___ Extracted data

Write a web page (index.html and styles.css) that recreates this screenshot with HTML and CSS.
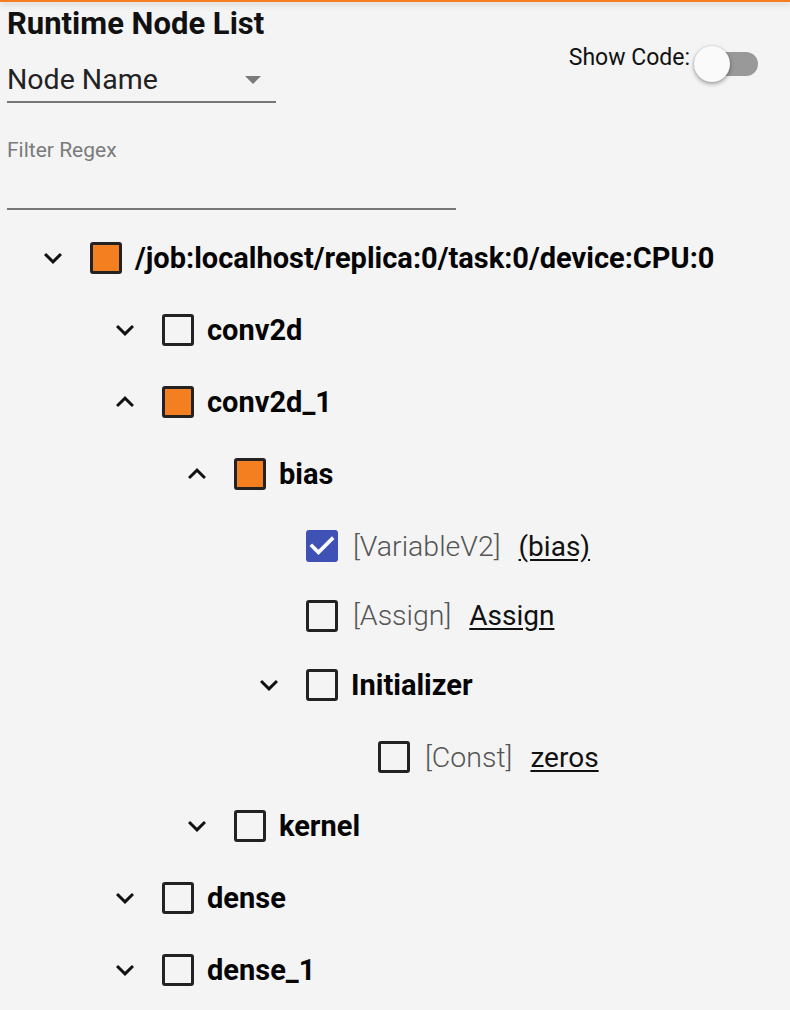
FILE: index.html
```html
<!DOCTYPE html>
<html lang="en">
<head>
<meta charset="utf-8">
<title>Runtime Node List</title>
<link rel="stylesheet" href="styles.css">
</head>
<body>
<div class="topbar"></div>
<main class="page">
  <section class="controls">
    <div class="left">
      <h1 class="title">Runtime Node List</h1>
      <div class="select">
        <span class="select-text">Node Name</span>
        <svg class="select-arrow" viewBox="7 10 10 5" width="18" height="8"><path d="M7 10l5 5 5-5z" fill="#7a7a7a"/></svg>
      </div>
      <label class="filter-label">Filter Regex</label>
      <div class="filter-input"></div>
    </div>
    <div class="right">
      <span class="show-code">Show Code:</span>
      <span class="toggle"><span class="track"></span><span class="knob"></span></span>
    </div>
  </section>

  <section class="tree">
    <div class="row parent d0">
      <svg class="chev" viewBox="0 0 24 24"><path d="M16.59 8.59L12 13.17 7.41 8.59 6 10l6 6 6-6z"/></svg>
      <span class="cb partial"></span>
      <span class="name">/job:localhost/replica:0/task:0/device:CPU:0</span>
    </div>
    <div class="row parent d1">
      <svg class="chev" viewBox="0 0 24 24"><path d="M16.59 8.59L12 13.17 7.41 8.59 6 10l6 6 6-6z"/></svg>
      <span class="cb"></span>
      <span class="name">conv2d</span>
    </div>
    <div class="row parent d1">
      <svg class="chev" viewBox="0 0 24 24"><path d="M12 8l-6 6 1.41 1.41L12 10.83l4.59 4.58L18 14z"/></svg>
      <span class="cb partial"></span>
      <span class="name">conv2d_1</span>
    </div>
    <div class="row parent d2">
      <svg class="chev" viewBox="0 0 24 24"><path d="M12 8l-6 6 1.41 1.41L12 10.83l4.59 4.58L18 14z"/></svg>
      <span class="cb partial"></span>
      <span class="name">bias</span>
    </div>
    <div class="row leaf d3">
      <span class="chev-space"></span>
      <span class="cb checked"><svg viewBox="3 3 18 18"><path d="M10 17l-5-5 1.41-1.41L10 14.17l7.59-7.59L19 8l-9 9z" fill="#fff"/></svg></span>
      <span class="type">[VariableV2]</span>
      <a class="link">(bias)</a>
    </div>
    <div class="row leaf d3">
      <span class="chev-space"></span>
      <span class="cb"></span>
      <span class="type">[Assign]</span>
      <a class="link">Assign</a>
    </div>
    <div class="row parent d3">
      <svg class="chev" viewBox="0 0 24 24"><path d="M16.59 8.59L12 13.17 7.41 8.59 6 10l6 6 6-6z"/></svg>
      <span class="cb"></span>
      <span class="name">Initializer</span>
    </div>
    <div class="row leaf d4">
      <span class="chev-space"></span>
      <span class="cb"></span>
      <span class="type">[Const]</span>
      <a class="link">zeros</a>
    </div>
    <div class="row parent d2">
      <svg class="chev" viewBox="0 0 24 24"><path d="M16.59 8.59L12 13.17 7.41 8.59 6 10l6 6 6-6z"/></svg>
      <span class="cb"></span>
      <span class="name">kernel</span>
    </div>
    <div class="row parent d1">
      <svg class="chev" viewBox="0 0 24 24"><path d="M16.59 8.59L12 13.17 7.41 8.59 6 10l6 6 6-6z"/></svg>
      <span class="cb"></span>
      <span class="name">dense</span>
    </div>
    <div class="row parent d1">
      <svg class="chev" viewBox="0 0 24 24"><path d="M16.59 8.59L12 13.17 7.41 8.59 6 10l6 6 6-6z"/></svg>
      <span class="cb"></span>
      <span class="name">dense_1</span>
    </div>
  </section>
</main>
</body>
</html>
```

FILE: styles.css
```css
* { box-sizing: border-box; }
html, body { margin: 0; padding: 0; }
body {
  background: #f4f4f4;
  font-family: Roboto, "Liberation Sans", sans-serif;
  color: #111;
  height: 1010px;
  overflow: hidden;
}
.topbar {
  height: 2px;
  background: #f57c1f;
  box-shadow: 0 2px 6px rgba(0,0,0,0.25);
  position: relative;
  z-index: 1;
}
.page { padding: 0 32px 0 7px; }

.controls { display: flex; justify-content: space-between; }
.left { display: flex; flex-direction: column; align-items: flex-start; }
.title {
  margin: 5px 0 0;
  font-size: 31px;
  line-height: 34px;
  font-weight: 700;
  color: #111;
}
.select {
  margin-top: 23px;
  width: 269px;
  display: flex;
  align-items: center;
  justify-content: space-between;
  padding: 0 14px 5px 0;
  border-bottom: 2px solid #777;
}
.select-text { font-size: 28.5px; line-height: 32px; color: #222; }
.select-arrow { display: block; }
.filter-label {
  margin-top: 35px;
  font-size: 21px;
  line-height: 24px;
  color: #7b7b7b;
}
.filter-input {
  width: 449px;
  height: 47.5px;
  border-bottom: 2px solid #777;
}

.right {
  display: flex;
  align-items: flex-start;
  margin-top: 44px;
  height: 38px;
}
.show-code { font-size: 23px; color: #111; margin: -2px 4px 0 0; }
.toggle { position: relative; display: block; width: 64px; height: 36px; }
.track {
  position: absolute;
  left: 6px; top: 6px;
  width: 58px; height: 24px;
  border-radius: 12px;
  background: #999;
}
.knob {
  position: absolute;
  left: 0; top: 0;
  width: 36px; height: 36px;
  border-radius: 50%;
  background: #fafafa;
  box-shadow: 0 2px 4px rgba(0,0,0,0.35), 0 0 2px rgba(0,0,0,0.15);
}

.tree { margin-top: 12px; }
.row { display: flex; align-items: center; }
.row.parent { height: 72px; }
.row.leaf { height: 69.5px; padding-top: 4px; }
.d0 { padding-left: 28px; }
.d1 { padding-left: 100px; }
.d2 { padding-left: 172px; }
.d3 { padding-left: 244px; }
.d4 { padding-left: 316px; }
.chev { width: 36px; height: 36px; fill: #111; margin-right: 19px; flex: none; }
.chev-space { width: 36px; height: 36px; margin-right: 19px; flex: none; }
.cb {
  width: 32px; height: 32px;
  border: 3px solid #222;
  border-radius: 3px;
  flex: none;
  display: block;
}
.cb.partial { background: #f47f20; }
.cb.checked { background: #3f51b5; border: none; }
.cb.checked svg { display: block; width: 32px; height: 32px; }
.name {
  margin-left: 13px;
  font-size: 29px;
  font-weight: 700;
  color: #050505;
}
.type {
  margin-left: 15px;
  font-size: 28.5px;
  font-weight: 300;
  color: #555;
}
.link {
  margin-left: 18px;
  font-size: 28px;
  color: #111;
  text-decoration: underline;
  text-underline-offset: 3px;
}
```
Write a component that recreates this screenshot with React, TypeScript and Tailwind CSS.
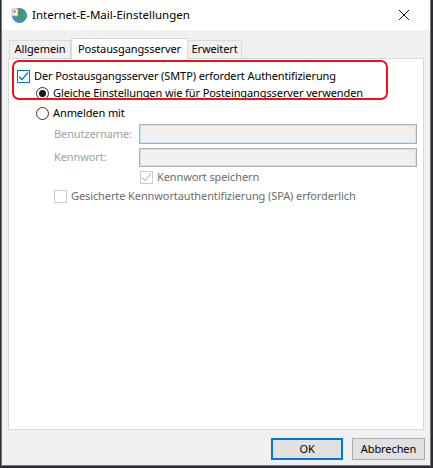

______

Exercise task
Omit all pictures while transcribing the entries verbatim.

Reply to the task
Write a web page (index.html and styles.css) that recreates this screenshot with HTML and CSS.
FILE: index.html
```html
<!DOCTYPE html>
<html lang="en">
<head>
<meta charset="utf-8">
<title>Runtime Node List</title>
<link rel="stylesheet" href="styles.css">
</head>
<body>
<div class="topbar"></div>
<main class="page">
  <section class="controls">
    <div class="left">
      <h1 class="title">Runtime Node List</h1>
      <div class="select">
        <span class="select-text">Node Name</span>
        <svg class="select-arrow" viewBox="7 10 10 5" width="18" height="8"><path d="M7 10l5 5 5-5z" fill="#7a7a7a"/></svg>
      </div>
      <label class="filter-label">Filter Regex</label>
      <div class="filter-input"></div>
    </div>
    <div class="right">
      <span class="show-code">Show Code:</span>
      <span class="toggle"><span class="track"></span><span class="knob"></span></span>
    </div>
  </section>

  <section class="tree">
    <div class="row parent d0">
      <svg class="chev" viewBox="0 0 24 24"><path d="M16.59 8.59L12 13.17 7.41 8.59 6 10l6 6 6-6z"/></svg>
      <span class="cb partial"></span>
      <span class="name">/job:localhost/replica:0/task:0/device:CPU:0</span>
    </div>
    <div class="row parent d1">
      <svg class="chev" viewBox="0 0 24 24"><path d="M16.59 8.59L12 13.17 7.41 8.59 6 10l6 6 6-6z"/></svg>
      <span class="cb"></span>
      <span class="name">conv2d</span>
    </div>
    <div class="row parent d1">
      <svg class="chev" viewBox="0 0 24 24"><path d="M12 8l-6 6 1.41 1.41L12 10.83l4.59 4.58L18 14z"/></svg>
      <span class="cb partial"></span>
      <span class="name">conv2d_1</span>
    </div>
    <div class="row parent d2">
      <svg class="chev" viewBox="0 0 24 24"><path d="M12 8l-6 6 1.41 1.41L12 10.83l4.59 4.58L18 14z"/></svg>
      <span class="cb partial"></span>
      <span class="name">bias</span>
    </div>
    <div class="row leaf d3">
      <span class="chev-space"></span>
      <span class="cb checked"><svg viewBox="3 3 18 18"><path d="M10 17l-5-5 1.41-1.41L10 14.17l7.59-7.59L19 8l-9 9z" fill="#fff"/></svg></span>
      <span class="type">[VariableV2]</span>
      <a class="link">(bias)</a>
    </div>
    <div class="row leaf d3">
      <span class="chev-space"></span>
      <span class="cb"></span>
      <span class="type">[Assign]</span>
      <a class="link">Assign</a>
    </div>
    <div class="row parent d3">
      <svg class="chev" viewBox="0 0 24 24"><path d="M16.59 8.59L12 13.17 7.41 8.59 6 10l6 6 6-6z"/></svg>
      <span class="cb"></span>
      <span class="name">Initializer</span>
    </div>
    <div class="row leaf d4">
      <span class="chev-space"></span>
      <span class="cb"></span>
      <span class="type">[Const]</span>
      <a class="link">zeros</a>
    </div>
    <div class="row parent d2">
      <svg class="chev" viewBox="0 0 24 24"><path d="M16.59 8.59L12 13.17 7.41 8.59 6 10l6 6 6-6z"/></svg>
      <span class="cb"></span>
      <span class="name">kernel</span>
    </div>
    <div class="row parent d1">
      <svg class="chev" viewBox="0 0 24 24"><path d="M16.59 8.59L12 13.17 7.41 8.59 6 10l6 6 6-6z"/></svg>
      <span class="cb"></span>
      <span class="name">dense</span>
    </div>
    <div class="row parent d1">
      <svg class="chev" viewBox="0 0 24 24"><path d="M16.59 8.59L12 13.17 7.41 8.59 6 10l6 6 6-6z"/></svg>
      <span class="cb"></span>
      <span class="name">dense_1</span>
    </div>
  </section>
</main>
</body>
</html>
```

FILE: styles.css
```css
* { box-sizing: border-box; }
html, body { margin: 0; padding: 0; }
body {
  background: #f4f4f4;
  font-family: Roboto, "Liberation Sans", sans-serif;
  color: #111;
  height: 1010px;
  overflow: hidden;
}
.topbar {
  height: 2px;
  background: #f57c1f;
  box-shadow: 0 2px 6px rgba(0,0,0,0.25);
  position: relative;
  z-index: 1;
}
.page { padding: 0 32px 0 7px; }

.controls { display: flex; justify-content: space-between; }
.left { display: flex; flex-direction: column; align-items: flex-start; }
.title {
  margin: 5px 0 0;
  font-size: 31px;
  line-height: 34px;
  font-weight: 700;
  color: #111;
}
.select {
  margin-top: 23px;
  width: 269px;
  display: flex;
  align-items: center;
  justify-content: space-between;
  padding: 0 14px 5px 0;
  border-bottom: 2px solid #777;
}
.select-text { font-size: 28.5px; line-height: 32px; color: #222; }
.select-arrow { display: block; }
.filter-label {
  margin-top: 35px;
  font-size: 21px;
  line-height: 24px;
  color: #7b7b7b;
}
.filter-input {
  width: 449px;
  height: 47.5px;
  border-bottom: 2px solid #777;
}

.right {
  display: flex;
  align-items: flex-start;
  margin-top: 44px;
  height: 38px;
}
.show-code { font-size: 23px; color: #111; margin: -2px 4px 0 0; }
.toggle { position: relative; display: block; width: 64px; height: 36px; }
.track {
  position: absolute;
  left: 6px; top: 6px;
  width: 58px; height: 24px;
  border-radius: 12px;
  background: #999;
}
.knob {
  position: absolute;
  left: 0; top: 0;
  width: 36px; height: 36px;
  border-radius: 50%;
  background: #fafafa;
  box-shadow: 0 2px 4px rgba(0,0,0,0.35), 0 0 2px rgba(0,0,0,0.15);
}

.tree { margin-top: 12px; }
.row { display: flex; align-items: center; }
.row.parent { height: 72px; }
.row.leaf { height: 69.5px; padding-top: 4px; }
.d0 { padding-left: 28px; }
.d1 { padding-left: 100px; }
.d2 { padding-left: 172px; }
.d3 { padding-left: 244px; }
.d4 { padding-left: 316px; }
.chev { width: 36px; height: 36px; fill: #111; margin-right: 19px; flex: none; }
.chev-space { width: 36px; height: 36px; margin-right: 19px; flex: none; }
.cb {
  width: 32px; height: 32px;
  border: 3px solid #222;
  border-radius: 3px;
  flex: none;
  display: block;
}
.cb.partial { background: #f47f20; }
.cb.checked { background: #3f51b5; border: none; }
.cb.checked svg { display: block; width: 32px; height: 32px; }
.name {
  margin-left: 13px;
  font-size: 29px;
  font-weight: 700;
  color: #050505;
}
.type {
  margin-left: 15px;
  font-size: 28.5px;
  font-weight: 300;
  color: #555;
}
.link {
  margin-left: 18px;
  font-size: 28px;
  color: #111;
  text-decoration: underline;
  text-underline-offset: 3px;
}
```
Write a component that recreates this screenshot with React, TypeScript and Tailwind CSS.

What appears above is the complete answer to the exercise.